[大地とともに 積み重なる課題](3) 大型法人 先頭に 宮城県東松島市/営農と雇用手探り

掲載日:
2014/03/13
発行元:
日本農業新聞

 東日本大震災による宮城県内の被災地では、農地の復旧を受けて、大型の農業法人が続々と立ち上がっている。東松島市大曲の(株)ぱるファーム大曲もその一つ。大震災翌年の2012年12月に、被災者4人で設立した。

 経営面積は初年度(13年度)の22ヘクタールから、15年度には100ヘクタールへと一気に増やす。社長の三浦吉郎さん(66)は「農地を引き受ける以上、地域活性化に貢献しなければ」と、地域農業の再生と雇用を生む経営を目指す。

 大曲地域はもともと水稲と園芸の複合経営が盛んな地域。しかし、165戸の農家が耕作していた195ヘクタール全てが津波の被害を受けた。国の復興支援が集団に限られると知ってからは、引退を決断する農家が相次いだ。復旧する農地を誰が担うのか――。

 農地を託されたのが、ぱるファーム大曲の前身で、14人の生産者で40ヘクタールの転作を請け負っていた大曲生産組合だ。法人化の手続きと同時に、経営目標を仲間やJAいしのまきと作った。水稲100ヘクタール、麦・大豆50ヘクタールの他、経営を安定させるためハウストマト50アール、露地野菜2・3ヘクタールも盛り込んだ。16年度の販売額は2億1600万円を見込む。雇用は職員2人、パートは年間作業日数延べ6000日を計画。規模も大きくなり経営手腕を今まで以上に問われることになる。

 1年目は、農地復旧の遅れや、被災農地への客土が作物に十分なじまず野菜の収量低下を招くなど課題もあった。

 同JA管内では、震災後に17の法人が立ち上がった。松川勝彦営農企画課長は「計画通りに経営が成り立つかが課題。生産物ができ、販売も軌道に乗らない限り、地域の人も雇用できない」とみて、法人支援を強める構えだ。

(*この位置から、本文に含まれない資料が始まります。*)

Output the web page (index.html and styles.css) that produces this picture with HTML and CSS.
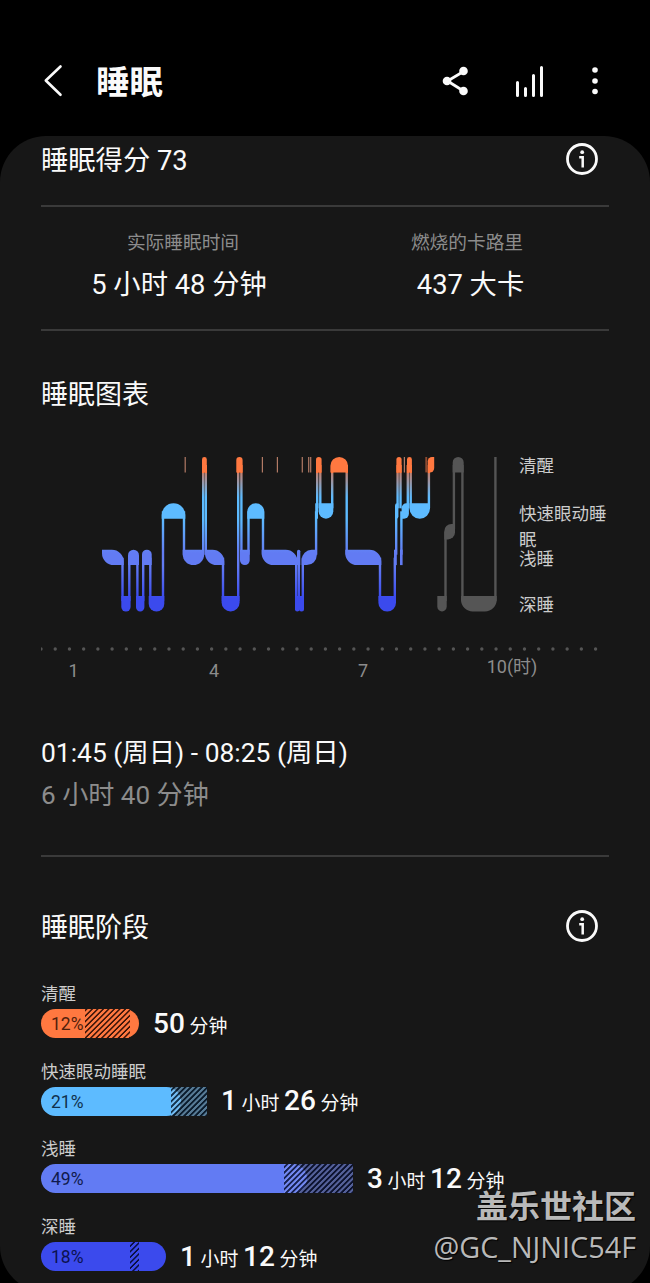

 一方で、地域づくりを経営の柱に据える法人も出てきた。東松島市野蒜のアグリードなるせは、受託面積の急増を受けて、30代を中心に6人を雇用、ハクサイの契約栽培など冬場の仕事を導入した。仮設住宅に暮らす女性たちには、種子大豆の手選別作業など働く機会を提供。10月には加工場建設に着工し、地場産小麦でバームクーヘン作りを目指す。

 さらに、地域住民を招いての収穫祭、デイサービスの運営など、法人が柱となった地域づくりを始めている。社長の安部俊郎さん(56)は「利益を追求するだけでは大きな忘れ物をしたような気がする。新たな結いの精神を何とか実現していきたい」として、高台に移転した住民も巻き込んだ地域づくりを構想する。

メモ 岩手、宮城、福島各県で津波被害に遭った農業経営体9370のうち、営農を再開したのは4840(農水省調べ、2月1日現在)で52%にとどまる。県別では、岩手260(54%)、宮城3910(65%)、福島670(24%、実証栽培を含む)となっている。